I’ve seen enough episodes of Sex and the City by now to know that life is not a sitcom. Men like Big don’t change; they become even bigger assholes. Also, Manolo Blahnik shoes are not affordable for a freelance writer. I know all those clichés and fantasies built around New York City are exactly that: media constructed narratives. Still, I am eager to set foot in New York City today because it’s been 10 years since the first time I said I wanted to live there and the day has finally come.
I thought I wouldn’t be able to sleep yesterday, yet I did. It’s surprising given that all the times I’ve moved before I wasn’t able to shut eyes the day before. I’m calm, yet excited, and a little scared, to be honest. But, I’ve watched enough Scandal to understand that when you are scared everything is put into perspective and so you follow your gut, as Olivia Pope would, and it all feels right. What is it they say? If you can’t stop dreaming about it, don’t stop fighting for it?
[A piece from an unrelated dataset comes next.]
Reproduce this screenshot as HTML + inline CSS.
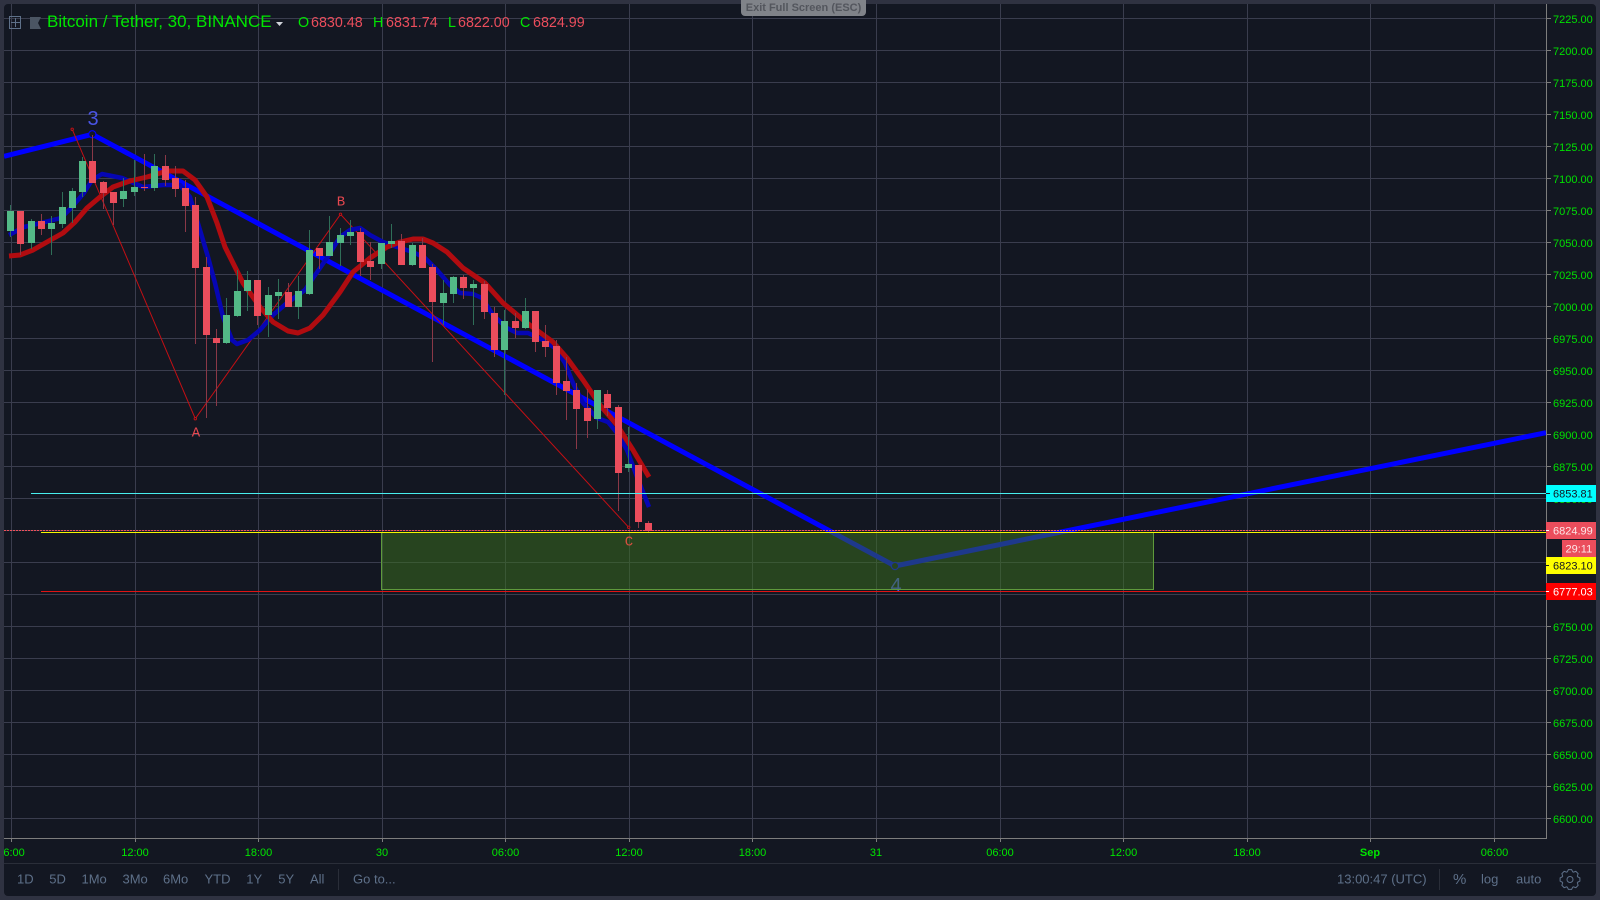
<!DOCTYPE html>
<html lang="en">
<head>
<meta charset="utf-8">
<title>BTCUSDT chart</title>
<style>
html,body{margin:0;padding:0;width:1600px;height:900px;overflow:hidden;background:#2f3241}
svg{display:block;font-family:"Liberation Sans",sans-serif}
.g{stroke:#3a3d4e;stroke-width:1;fill:none;shape-rendering:crispEdges}
.p text{font-size:11px;fill:#00e000}
.t text{font-size:11px;fill:#00e600;text-anchor:middle}
.b text{font-size:13px;fill:#5e7089}
.v{font-size:14.3px;fill:#eb4d5c}
.l{font-size:14.3px;fill:#00e600}
</style>
</head>
<body>
<svg width="1600" height="900" viewBox="0 0 1600 900" xmlns="http://www.w3.org/2000/svg">
<defs><clipPath id="c"><rect x="4" y="4" width="1592" height="892" rx="4"/></clipPath></defs>
<rect width="1600" height="900" fill="#2f3241"/>
<rect x="4" y="4" width="1592" height="892" rx="4" fill="#131722"/>
<g clip-path="url(#c)">
<!-- grid -->
<path class="g" d="M4 18.5H1546M4 50.5H1546M4 82.5H1546M4 114.5H1546M4 146.5H1546M4 178.5H1546M4 210.5H1546M4 242.5H1546M4 274.5H1546M4 306.5H1546M4 338.5H1546M4 370.5H1546M4 402.5H1546M4 434.5H1546M4 466.5H1546M4 498.5H1546M4 530.5H1546M4 562.5H1546M4 594.5H1546M4 626.5H1546M4 658.5H1546M4 690.5H1546M4 722.5H1546M4 754.5H1546M4 786.5H1546M4 818.5H1546"/>
<path class="g" d="M11.5 4V838M135.5 4V838M258.5 4V838M382.5 4V838M505.5 4V838M629.5 4V838M752.5 4V838M876.5 4V838M1000.5 4V838M1123.5 4V838M1247.5 4V838M1370.5 4V838M1494.5 4V838"/>

<!-- thick blue wave -->
<polyline points="4,156.3 92.3,134.3 895,566 1546,432.7" fill="none" stroke="#0000ff" stroke-width="5" stroke-linejoin="round"/>
<circle cx="92.3" cy="134.3" r="3.6" fill="#131722" stroke="#0000ff" stroke-width="1.2"/>
<circle cx="895" cy="566" r="3.6" fill="#131722" stroke="#0000ff" stroke-width="1.2"/>

<!-- thin red ABC -->
<polyline points="72.2,129.3 195.3,418.7 340.5,214.3 628.7,527.3" fill="none" stroke="#c40f14" stroke-width="1"/>
<circle cx="72.2" cy="129.3" r="1.2" fill="#131722" stroke="#c01015"/>
<circle cx="195.3" cy="418.7" r="1.2" fill="#131722" stroke="#c01015"/>
<circle cx="340.5" cy="214.3" r="1.2" fill="#131722" stroke="#c01015"/>
<circle cx="628.7" cy="527.3" r="1.2" fill="#131722" stroke="#c01015"/>

<!-- blue MA -->
<polyline fill="none" stroke="#0606b4" stroke-width="4.5" stroke-linejoin="round" stroke-linecap="butt" points="9,235 24,227 41,223 61,218 71,208 84,193 92,180 102,174 122,178 143,187 163,185 180,185 190,197 200,230 208,257 215,283 223,317 232,340 237,344 248,340 260,330 273,315 287,303 305,290 313,278 327,258 340,237 350,230 360,228 370,235 383,242 397,247 413,252 425,258 437,270 450,285 460,293 473,294 482,298 493,315 507,328 517,333 528,333 543,340 555,348 565,363 573,383 583,403 597,418 608,422 617,433 627,450 637,477 649,507"/>
<!-- red MA -->
<polyline fill="none" stroke="#b10c10" stroke-width="5" stroke-linejoin="round" stroke-linecap="butt" points="9,256 20,255 33,250 47,242 63,233 75,222 87,208 100,197 113,187 130,181 147,177 167,171 183,171 195,180 207,197 217,223 225,247 243,283 260,307 273,322 288,331 298,333 310,328 323,315 340,292 353,272 370,258 387,247 400,242 413,239 423,239 433,243 447,252 463,268 485,283 503,303 527,323 553,342 567,358 583,380 600,405 617,425 633,450 649,477"/>

<!-- wicks -->
<path fill="none" stroke="#2f6e58" stroke-width="1" shape-rendering="crispEdges" d="M10.5 205V237M31.5 219V249M51.5 216V255M62.5 192V228M72.5 188V223M82.5 157V197M123.5 178V207M134.5 160V196M154.5 154V191M226.5 298V344M237.5 270V317M247.5 271V311M268.5 287V337M278.5 279V319M298.5 276V319M309.5 230V295M329.5 216V256M340.5 228V266M350.5 220V245M381.5 243V269M391.5 224V248M412.5 243V266M443.5 280V325M453.5 276V303M473.5 280V325M504.5 310V395M525.5 298V329M597.5 390V429M628.5 427V472"/>
<path fill="none" stroke="#8a3847" stroke-width="1" shape-rendering="crispEdges" d="M20.5 211V255M41.5 214V235M92.5 135V183M103.5 181V209M113.5 192V225M144.5 154V191M165.5 155V186M175.5 166V197M185.5 180V232M195.5 197V344M206.5 257V418M216.5 329V406M257.5 280V325M288.5 283V307M319.5 248V269M360.5 228V276M370.5 242V280M401.5 234V265M422.5 238V268M432.5 264V362M463.5 275V299M484.5 281V319M494.5 307V357M515.5 313V338M535.5 311V352M545.5 325V357M556.5 340V395M566.5 357V420M576.5 383V449M587.5 389V438M607.5 390V416M618.5 405V511M638.5 465V528M648.5 521V533"/>
<!-- bodies -->
<path fill="#53b987" shape-rendering="crispEdges" d="M7 211h7V231h-7zM28 221h7V243h-7zM48 223h7V229h-7zM59 207h7V224h-7zM69 191h7V208h-7zM79 161h7V192h-7zM120 191h7V199h-7zM131 187h7V192h-7zM151 166h7V188h-7zM223 315h7V343h-7zM234 291h7V316h-7zM244 280h7V291h-7zM265 295h7V315h-7zM275 292h7V296h-7zM295 291h7V307h-7zM306 250h7V294h-7zM326 242h7V256h-7zM337 235h7V243h-7zM347 232h7V236h-7zM378 243h7V264h-7zM388 241h7V244h-7zM409 245h7V265h-7zM440 293h7V303h-7zM450 277h7V294h-7zM470 284h7V288h-7zM501 321h7V350h-7zM522 311h7V328h-7zM594 390h7V419h-7zM625 464h7V468h-7z"/>
<path fill="#eb4d5c" shape-rendering="crispEdges" d="M17 211h7V244h-7zM38 221h7V229h-7zM89 161h7V183h-7zM100 182h7V193h-7zM110 192h7V203h-7zM141 187h7V188h-7zM162 166h7V180h-7zM172 178h7V189h-7zM182 188h7V206h-7zM192 205h7V268h-7zM203 267h7V335h-7zM213 338h7V343h-7zM254 280h7V316h-7zM285 292h7V307h-7zM316 248h7V256h-7zM357 232h7V262h-7zM367 261h7V267h-7zM398 241h7V265h-7zM419 245h7V268h-7zM429 267h7V302h-7zM460 277h7V288h-7zM481 284h7V312h-7zM491 313h7V350h-7zM512 321h7V328h-7zM532 311h7V342h-7zM542 341h7V347h-7zM553 346h7V383h-7zM563 381h7V391h-7zM573 390h7V409h-7zM584 408h7V421h-7zM604 394h7V408h-7zM615 407h7V473h-7zM635 465h7V522h-7zM645 523h7V531h-7z"/>

<!-- labels under rect -->
<text x="93" y="125" font-size="20" fill="#4a55e6" text-anchor="middle">3</text>
<text x="896" y="592" font-size="20" fill="#4a55e6" text-anchor="middle">4</text>
<text x="196" y="436.5" font-size="14" fill="#e6474f" text-anchor="middle" font-family="Liberation Mono, monospace">A</text>
<text x="341" y="205.5" font-size="14" fill="#e6474f" text-anchor="middle" font-family="Liberation Mono, monospace">B</text>

<!-- target rect -->
<rect x="381.5" y="532.5" width="772" height="57" fill="#3a6f1e" fill-opacity="0.51" stroke="#5f9a3c" stroke-width="1" shape-rendering="crispEdges"/>
<text x="629" y="545.5" font-size="14" fill="#d85040" text-anchor="middle" font-family="Liberation Mono, monospace">C</text>

<!-- horizontal lines -->
<g shape-rendering="crispEdges">
<path d="M31 493.5H1546" stroke="#48eeee" stroke-width="1"/>
<path d="M4 530.5H1546" stroke="#f0505c" stroke-width="1" stroke-dasharray="2 1"/>
<path d="M41 532.5H1546" stroke="#f5f500" stroke-width="1"/>
<path d="M41 591.5H1546" stroke="#e01414" stroke-width="1"/>
</g>

<!-- header -->
<g fill="none" stroke="#5e7089" stroke-width="1" shape-rendering="crispEdges">
<rect x="9.5" y="16.5" width="11" height="12"/>
<path d="M15.5 18V27M11 22.5H20"/>
</g>
<path d="M30 17H41L38 23L41 29H30Z" fill="#4b5563"/>
<text x="47" y="27" font-size="17" fill="#00e600">Bitcoin / Tether, 30, BINANCE</text>
<path d="M276 22h7l-3.5 4z" fill="#d0d3da"/>
<text class="l" x="298" y="27">O</text><text class="v" x="311" y="27">6830.48</text>
<text class="l" x="373" y="27">H</text><text class="v" x="386" y="27">6831.74</text>
<text class="l" x="448" y="27">L</text><text class="v" x="458" y="27">6822.00</text>
<text class="l" x="520" y="27">C</text><text class="v" x="533" y="27">6824.99</text>

<!-- axes -->
<path d="M1546.5 4V838.5H4" fill="none" stroke="#7d7d7d" stroke-width="1" shape-rendering="crispEdges"/>
<path fill="none" stroke="#7d7d7d" stroke-width="1" shape-rendering="crispEdges" d="M1547 18.5h4M1547 50.5h4M1547 82.5h4M1547 114.5h4M1547 146.5h4M1547 178.5h4M1547 210.5h4M1547 242.5h4M1547 274.5h4M1547 306.5h4M1547 338.5h4M1547 370.5h4M1547 402.5h4M1547 434.5h4M1547 466.5h4M1547 626.5h4M1547 658.5h4M1547 690.5h4M1547 722.5h4M1547 754.5h4M1547 786.5h4M1547 818.5h4M11.5 838v4M135.5 838v4M258.5 838v4M382.5 838v4M505.5 838v4M629.5 838v4M752.5 838v4M876.5 838v4M1000.5 838v4M1123.5 838v4M1247.5 838v4M1370.5 838v4M1494.5 838v4"/>
<g class="p">
<text x="1553" y="23">7225.00</text><text x="1553" y="55">7200.00</text><text x="1553" y="87">7175.00</text><text x="1553" y="119">7150.00</text><text x="1553" y="151">7125.00</text><text x="1553" y="183">7100.00</text><text x="1553" y="215">7075.00</text><text x="1553" y="247">7050.00</text><text x="1553" y="279">7025.00</text><text x="1553" y="311">7000.00</text><text x="1553" y="343">6975.00</text><text x="1553" y="375">6950.00</text><text x="1553" y="407">6925.00</text><text x="1553" y="439">6900.00</text><text x="1553" y="471">6875.00</text><text x="1553" y="503">6850.00</text><text x="1553" y="631">6750.00</text><text x="1553" y="663">6725.00</text><text x="1553" y="695">6700.00</text><text x="1553" y="727">6675.00</text><text x="1553" y="759">6650.00</text><text x="1553" y="791">6625.00</text><text x="1553" y="823">6600.00</text>
</g>

<!-- price badges -->
<rect x="1546" y="485" width="50" height="17" fill="#00ffff"/>
<path d="M1546 493.5h4" stroke="#131722" shape-rendering="crispEdges"/>
<text x="1553" y="497.5" font-size="11" fill="#131722">6853.81</text>
<rect x="1546" y="522" width="50" height="17" fill="#eb4d5c"/>
<path d="M1546 530.5h3" stroke="#fff" shape-rendering="crispEdges"/>
<text x="1553" y="534.5" font-size="11" fill="#fde8ea">6824.99</text>
<rect x="1562" y="540" width="34" height="17" fill="#eb4d5c"/>
<text x="1565.5" y="552.5" font-size="11" fill="#fde8ea">29:11</text>
<rect x="1546" y="557" width="50" height="17" fill="#ffff00"/>
<path d="M1546 565.5h3" stroke="#131722" shape-rendering="crispEdges"/>
<text x="1553" y="569.5" font-size="11" fill="#131722">6823.10</text>
<rect x="1546" y="583" width="50" height="17" fill="#ff0000"/>
<path d="M1546 591.5h3" stroke="#fff" shape-rendering="crispEdges"/>
<text x="1553" y="595.5" font-size="11" fill="#fff">6777.03</text>

<!-- time axis -->
<g class="t">
<text x="11" y="856">06:00</text><text x="135" y="856">12:00</text><text x="258.5" y="856">18:00</text><text x="382" y="856">30</text><text x="505.5" y="856">06:00</text><text x="629" y="856">12:00</text><text x="752.5" y="856">18:00</text><text x="876" y="856">31</text><text x="1000" y="856">06:00</text><text x="1123.5" y="856">12:00</text><text x="1247" y="856">18:00</text><text x="1370" y="856" font-weight="bold">Sep</text><text x="1494.5" y="856">06:00</text>
</g>

<!-- bottom toolbar -->
<path d="M4 863.5H1596" stroke="#2a2e39" stroke-width="1" shape-rendering="crispEdges"/>
<g class="b">
<text x="17" y="883.5">1D</text><text x="49.3" y="883.5">5D</text><text x="81.5" y="883.5">1Mo</text><text x="122.5" y="883.5">3Mo</text><text x="163" y="883.5">6Mo</text><text x="204.5" y="883.5">YTD</text><text x="246.3" y="883.5">1Y</text><text x="278.3" y="883.5">5Y</text><text x="310" y="883.5">All</text><text x="353" y="883.5">Go to...</text>
<text x="1337" y="883.5">13:00:47 (UTC)</text><text x="1453" y="884" style="font-size:15px">%</text><text x="1481" y="883.5">log</text><text x="1516" y="883.5">auto</text>
</g>
<path d="M338.5 869V890M1439.5 869V890" stroke="#2a2e39" stroke-width="1" shape-rendering="crispEdges"/>
<g transform="translate(1570 879.5)" fill="none" stroke="#5e7089" stroke-width="1">
<path d="M-3 -7.2L-1.6 -9.9H1.6L3 -7.2"/>
<path transform="rotate(45)" d="M-3 -7.2L-1.6 -9.9H1.6L3 -7.2"/>
<path transform="rotate(90)" d="M-3 -7.2L-1.6 -9.9H1.6L3 -7.2"/>
<path transform="rotate(135)" d="M-3 -7.2L-1.6 -9.9H1.6L3 -7.2"/>
<path transform="rotate(180)" d="M-3 -7.2L-1.6 -9.9H1.6L3 -7.2"/>
<path transform="rotate(225)" d="M-3 -7.2L-1.6 -9.9H1.6L3 -7.2"/>
<path transform="rotate(270)" d="M-3 -7.2L-1.6 -9.9H1.6L3 -7.2"/>
<path transform="rotate(315)" d="M-3 -7.2L-1.6 -9.9H1.6L3 -7.2"/>
<circle r="3"/>
</g>
</g>

<!-- fullscreen hint -->
<path d="M741 0H866V12a4 4 0 0 1-4 4H745a4 4 0 0 1-4-4Z" fill="#808389"/>
<text x="803.5" y="11" font-size="11" font-weight="bold" fill="#53565d" text-anchor="middle">Exit Full Screen (ESC)</text>
</svg>
</body>
</html>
New York has never seemed idyllic to me, and yet it has. Its beauty lies in its collective misery, the ambition that flows through the streets and camaraderie that never quite feels like it fully. I always envisioned it as a place where I could fulfill my dreams, or at least try because I would rather fail trying than be left with what ifs.
For the moment, I am a living cliché of the trying-to-make-it fashion girl. I’m staying with a friend on a mattress in her living room and browsing for apartments desperate for answers as to where I will live, how is my apartment going to look like and how the fuck am I going to stay on a budget. I am answerless, yet I know all my next moves.
Not to sound redundant but it’s been 10 years of preparation to this moment, and I guess they did make a difference. I learned how to thrive on chaos and navigate people-infested streets with a resting bitch face. New York doesn’t threaten me anymore. It’s a friend and I am happy we are moving in together at last.